The white-label margin calculator lets firms model the unit economics across packages and pricing tiers.
Frequently Asked Questions
What does it mean to package CAM audit as a product?
Productization means defining a fixed scope, fixed deliverable, fixed price, and fixed timeline rather than running CAM audit as ad-hoc consulting. The product has a name, a description, a price tier structure, and a standard engagement letter. Clients buy the product; the firm delivers it through a defined workflow.
Why does productization matter for an accounting firm?
Productized advisory work is more efficient to sell, deliver, and scale than custom consulting. The firm's sales conversation becomes simpler (one offering instead of bespoke proposals), the delivery workflow is repeatable, and the unit economics are predictable.
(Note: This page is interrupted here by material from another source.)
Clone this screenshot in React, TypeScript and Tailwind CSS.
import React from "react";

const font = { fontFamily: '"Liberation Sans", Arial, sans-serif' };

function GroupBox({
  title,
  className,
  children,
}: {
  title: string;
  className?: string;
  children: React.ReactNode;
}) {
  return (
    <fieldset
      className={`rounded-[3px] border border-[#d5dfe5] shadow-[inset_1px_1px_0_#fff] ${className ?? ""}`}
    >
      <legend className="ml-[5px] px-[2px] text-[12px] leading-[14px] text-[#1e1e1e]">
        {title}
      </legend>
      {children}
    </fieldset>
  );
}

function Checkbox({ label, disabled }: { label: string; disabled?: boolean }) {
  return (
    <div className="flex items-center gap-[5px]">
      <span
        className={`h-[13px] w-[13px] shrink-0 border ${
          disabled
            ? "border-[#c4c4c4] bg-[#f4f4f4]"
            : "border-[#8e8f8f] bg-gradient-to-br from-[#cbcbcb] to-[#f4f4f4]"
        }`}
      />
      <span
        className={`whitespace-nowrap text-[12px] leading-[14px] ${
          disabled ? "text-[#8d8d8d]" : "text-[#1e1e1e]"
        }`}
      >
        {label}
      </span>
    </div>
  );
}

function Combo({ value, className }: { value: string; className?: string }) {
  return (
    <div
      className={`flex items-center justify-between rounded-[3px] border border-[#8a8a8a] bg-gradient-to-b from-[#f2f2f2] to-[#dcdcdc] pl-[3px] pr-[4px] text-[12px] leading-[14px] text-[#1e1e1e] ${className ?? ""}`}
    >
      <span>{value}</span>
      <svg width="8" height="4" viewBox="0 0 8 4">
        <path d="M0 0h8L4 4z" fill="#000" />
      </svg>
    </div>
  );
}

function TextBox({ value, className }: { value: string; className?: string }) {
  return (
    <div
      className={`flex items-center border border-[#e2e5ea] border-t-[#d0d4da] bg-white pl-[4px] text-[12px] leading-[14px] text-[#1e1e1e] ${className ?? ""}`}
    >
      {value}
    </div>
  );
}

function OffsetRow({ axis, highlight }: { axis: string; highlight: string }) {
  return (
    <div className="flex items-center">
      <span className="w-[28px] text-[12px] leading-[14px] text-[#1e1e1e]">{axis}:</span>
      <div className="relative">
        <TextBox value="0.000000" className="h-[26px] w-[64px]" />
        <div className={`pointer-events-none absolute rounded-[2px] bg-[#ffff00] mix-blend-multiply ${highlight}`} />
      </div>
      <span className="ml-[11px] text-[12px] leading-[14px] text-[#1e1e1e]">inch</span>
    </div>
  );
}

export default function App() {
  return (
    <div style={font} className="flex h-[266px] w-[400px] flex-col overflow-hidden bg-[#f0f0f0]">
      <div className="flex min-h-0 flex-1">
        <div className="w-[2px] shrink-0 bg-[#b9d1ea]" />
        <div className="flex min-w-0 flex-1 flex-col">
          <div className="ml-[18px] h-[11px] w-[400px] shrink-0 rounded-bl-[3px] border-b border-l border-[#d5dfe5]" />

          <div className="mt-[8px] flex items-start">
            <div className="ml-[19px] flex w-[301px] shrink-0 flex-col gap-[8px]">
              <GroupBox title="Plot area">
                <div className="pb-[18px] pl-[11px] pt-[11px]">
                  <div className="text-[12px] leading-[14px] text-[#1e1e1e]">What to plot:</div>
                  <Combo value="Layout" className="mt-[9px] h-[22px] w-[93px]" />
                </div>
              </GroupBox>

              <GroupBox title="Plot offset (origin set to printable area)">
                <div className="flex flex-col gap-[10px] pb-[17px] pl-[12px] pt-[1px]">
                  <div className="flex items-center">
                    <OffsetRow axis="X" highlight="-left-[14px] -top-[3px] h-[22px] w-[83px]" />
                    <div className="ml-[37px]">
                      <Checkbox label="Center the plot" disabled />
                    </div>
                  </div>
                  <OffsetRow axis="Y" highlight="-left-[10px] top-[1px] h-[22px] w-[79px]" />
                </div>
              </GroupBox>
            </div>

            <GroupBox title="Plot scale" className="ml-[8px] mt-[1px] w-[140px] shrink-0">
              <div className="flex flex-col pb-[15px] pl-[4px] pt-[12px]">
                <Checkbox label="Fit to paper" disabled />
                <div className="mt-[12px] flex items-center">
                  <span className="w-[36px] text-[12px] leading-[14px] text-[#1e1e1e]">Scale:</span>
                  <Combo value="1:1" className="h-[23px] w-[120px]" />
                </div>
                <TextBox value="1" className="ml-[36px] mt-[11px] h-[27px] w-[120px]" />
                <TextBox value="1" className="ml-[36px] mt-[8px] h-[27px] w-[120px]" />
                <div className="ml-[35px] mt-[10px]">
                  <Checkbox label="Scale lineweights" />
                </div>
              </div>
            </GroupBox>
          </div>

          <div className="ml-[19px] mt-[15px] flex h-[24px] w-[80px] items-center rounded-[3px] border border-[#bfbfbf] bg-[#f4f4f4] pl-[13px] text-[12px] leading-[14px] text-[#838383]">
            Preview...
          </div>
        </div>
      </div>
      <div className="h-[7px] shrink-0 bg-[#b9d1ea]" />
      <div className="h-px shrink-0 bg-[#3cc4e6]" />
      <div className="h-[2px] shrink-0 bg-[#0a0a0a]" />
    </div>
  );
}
Productization is what lets a firm grow CAM audit revenue without proportionally growing operational complexity.
What are the standard packages most firms offer?
Three packages: single-year reconciliation review (one annual reconciliation, $750 to $1,500), multi-year retroactive review (2 to 4 prior years within audit rights window, $1,500 to $3,500), and ongoing CAM monitoring (annual review subscription bundled with CAS engagement, $100 to $400 per month). Multi-location clients usually fit into the monitoring package; single-location clients usually start with the reconciliation review package.
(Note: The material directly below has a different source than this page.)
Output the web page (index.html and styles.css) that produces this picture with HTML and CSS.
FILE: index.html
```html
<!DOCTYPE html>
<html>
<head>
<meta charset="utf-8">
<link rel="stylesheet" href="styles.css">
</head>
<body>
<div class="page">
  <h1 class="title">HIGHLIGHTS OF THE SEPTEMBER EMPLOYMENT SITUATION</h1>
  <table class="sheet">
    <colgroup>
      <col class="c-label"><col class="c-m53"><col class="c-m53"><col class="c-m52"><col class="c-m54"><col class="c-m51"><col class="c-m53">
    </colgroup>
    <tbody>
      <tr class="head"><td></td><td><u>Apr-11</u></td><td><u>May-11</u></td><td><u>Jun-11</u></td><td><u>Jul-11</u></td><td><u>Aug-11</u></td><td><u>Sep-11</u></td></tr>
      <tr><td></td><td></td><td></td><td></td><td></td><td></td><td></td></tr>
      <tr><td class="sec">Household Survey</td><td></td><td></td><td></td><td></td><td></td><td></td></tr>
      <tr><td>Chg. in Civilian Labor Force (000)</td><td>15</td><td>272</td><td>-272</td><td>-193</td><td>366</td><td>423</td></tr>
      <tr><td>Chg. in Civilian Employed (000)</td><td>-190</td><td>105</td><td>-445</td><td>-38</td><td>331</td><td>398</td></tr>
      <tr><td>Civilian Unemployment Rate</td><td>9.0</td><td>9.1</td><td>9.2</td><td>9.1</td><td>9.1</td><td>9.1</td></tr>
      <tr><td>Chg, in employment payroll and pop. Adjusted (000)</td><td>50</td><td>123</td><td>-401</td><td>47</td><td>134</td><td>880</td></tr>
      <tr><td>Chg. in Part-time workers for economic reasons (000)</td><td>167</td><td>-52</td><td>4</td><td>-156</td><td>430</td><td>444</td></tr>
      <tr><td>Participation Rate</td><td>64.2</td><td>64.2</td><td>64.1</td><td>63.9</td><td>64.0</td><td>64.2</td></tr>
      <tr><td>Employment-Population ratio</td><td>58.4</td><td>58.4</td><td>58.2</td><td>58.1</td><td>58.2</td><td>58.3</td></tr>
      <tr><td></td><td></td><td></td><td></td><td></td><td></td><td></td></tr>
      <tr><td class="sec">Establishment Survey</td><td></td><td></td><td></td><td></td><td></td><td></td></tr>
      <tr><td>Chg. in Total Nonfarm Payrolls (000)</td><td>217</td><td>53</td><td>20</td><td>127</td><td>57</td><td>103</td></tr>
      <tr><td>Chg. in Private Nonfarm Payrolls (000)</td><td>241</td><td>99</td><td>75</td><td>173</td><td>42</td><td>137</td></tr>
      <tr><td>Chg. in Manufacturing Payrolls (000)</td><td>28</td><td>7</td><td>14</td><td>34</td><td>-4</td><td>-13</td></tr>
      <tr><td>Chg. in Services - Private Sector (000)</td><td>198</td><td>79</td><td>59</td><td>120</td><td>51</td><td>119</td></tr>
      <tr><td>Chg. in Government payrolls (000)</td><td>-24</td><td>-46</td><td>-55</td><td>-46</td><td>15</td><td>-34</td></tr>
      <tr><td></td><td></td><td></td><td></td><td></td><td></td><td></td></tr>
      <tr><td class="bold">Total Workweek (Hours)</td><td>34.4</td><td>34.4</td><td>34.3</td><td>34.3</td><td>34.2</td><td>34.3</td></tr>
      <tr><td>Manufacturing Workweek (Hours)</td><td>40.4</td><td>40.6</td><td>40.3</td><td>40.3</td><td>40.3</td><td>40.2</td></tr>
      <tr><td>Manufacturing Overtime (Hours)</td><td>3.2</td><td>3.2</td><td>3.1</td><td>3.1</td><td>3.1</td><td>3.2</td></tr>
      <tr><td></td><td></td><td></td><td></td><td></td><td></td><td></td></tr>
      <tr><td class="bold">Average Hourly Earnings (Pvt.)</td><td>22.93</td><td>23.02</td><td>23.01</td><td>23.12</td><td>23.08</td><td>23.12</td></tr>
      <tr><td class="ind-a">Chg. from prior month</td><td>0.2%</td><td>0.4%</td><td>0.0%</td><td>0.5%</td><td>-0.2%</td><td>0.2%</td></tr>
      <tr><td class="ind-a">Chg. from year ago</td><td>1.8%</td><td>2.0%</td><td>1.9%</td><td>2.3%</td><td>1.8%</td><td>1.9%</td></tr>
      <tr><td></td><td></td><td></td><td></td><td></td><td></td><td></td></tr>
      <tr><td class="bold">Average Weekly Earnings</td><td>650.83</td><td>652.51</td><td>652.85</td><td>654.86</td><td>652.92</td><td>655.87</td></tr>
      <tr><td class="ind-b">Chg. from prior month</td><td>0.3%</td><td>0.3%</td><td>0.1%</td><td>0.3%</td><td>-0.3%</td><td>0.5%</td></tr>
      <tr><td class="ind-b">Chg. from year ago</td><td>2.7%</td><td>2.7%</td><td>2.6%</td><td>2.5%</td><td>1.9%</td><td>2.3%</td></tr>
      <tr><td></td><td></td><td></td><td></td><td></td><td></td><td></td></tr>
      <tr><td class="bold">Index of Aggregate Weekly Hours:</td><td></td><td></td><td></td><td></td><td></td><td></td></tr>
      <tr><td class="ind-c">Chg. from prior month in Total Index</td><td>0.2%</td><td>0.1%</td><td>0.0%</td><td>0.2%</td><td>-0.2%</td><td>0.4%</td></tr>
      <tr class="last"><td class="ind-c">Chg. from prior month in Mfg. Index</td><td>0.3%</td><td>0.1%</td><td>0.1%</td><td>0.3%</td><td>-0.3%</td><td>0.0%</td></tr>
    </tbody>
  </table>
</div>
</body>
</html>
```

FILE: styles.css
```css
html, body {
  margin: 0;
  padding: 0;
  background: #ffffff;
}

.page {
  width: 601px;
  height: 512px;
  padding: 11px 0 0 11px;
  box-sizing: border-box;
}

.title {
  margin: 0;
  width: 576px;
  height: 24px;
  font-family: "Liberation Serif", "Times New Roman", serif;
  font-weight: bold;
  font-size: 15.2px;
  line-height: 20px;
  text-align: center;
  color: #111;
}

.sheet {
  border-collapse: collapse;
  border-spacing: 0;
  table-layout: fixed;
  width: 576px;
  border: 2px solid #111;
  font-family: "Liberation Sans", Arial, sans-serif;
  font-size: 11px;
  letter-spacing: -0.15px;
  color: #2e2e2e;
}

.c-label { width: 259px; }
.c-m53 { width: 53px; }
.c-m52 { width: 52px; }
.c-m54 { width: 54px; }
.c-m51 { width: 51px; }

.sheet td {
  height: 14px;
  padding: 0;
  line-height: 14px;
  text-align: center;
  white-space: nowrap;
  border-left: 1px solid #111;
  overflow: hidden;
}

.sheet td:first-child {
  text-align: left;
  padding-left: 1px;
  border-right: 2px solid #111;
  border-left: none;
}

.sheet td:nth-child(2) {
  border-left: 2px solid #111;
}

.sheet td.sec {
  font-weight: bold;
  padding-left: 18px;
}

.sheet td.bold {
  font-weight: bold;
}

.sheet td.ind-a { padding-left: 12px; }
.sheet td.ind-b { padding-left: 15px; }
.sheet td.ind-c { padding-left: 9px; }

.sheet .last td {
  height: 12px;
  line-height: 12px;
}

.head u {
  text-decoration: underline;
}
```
How does productization affect client perception?
Clients respond better to defined products than to open-ended consulting offers. A product has clear scope, clear deliverable, and clear price, which makes the buying decision easier. Clients also accept productized work without the same level of scrutiny they would apply to a custom consulting proposal because the offering looks established and standard.
How does the white-label platform support productization?
The white-label platform produces a standardized findings report format, which is the core product deliverable. The firm applies its brand to the report and adds professional commentary, but the underlying structure is consistent across audits. This consistency is what makes the offering productizable and scalable.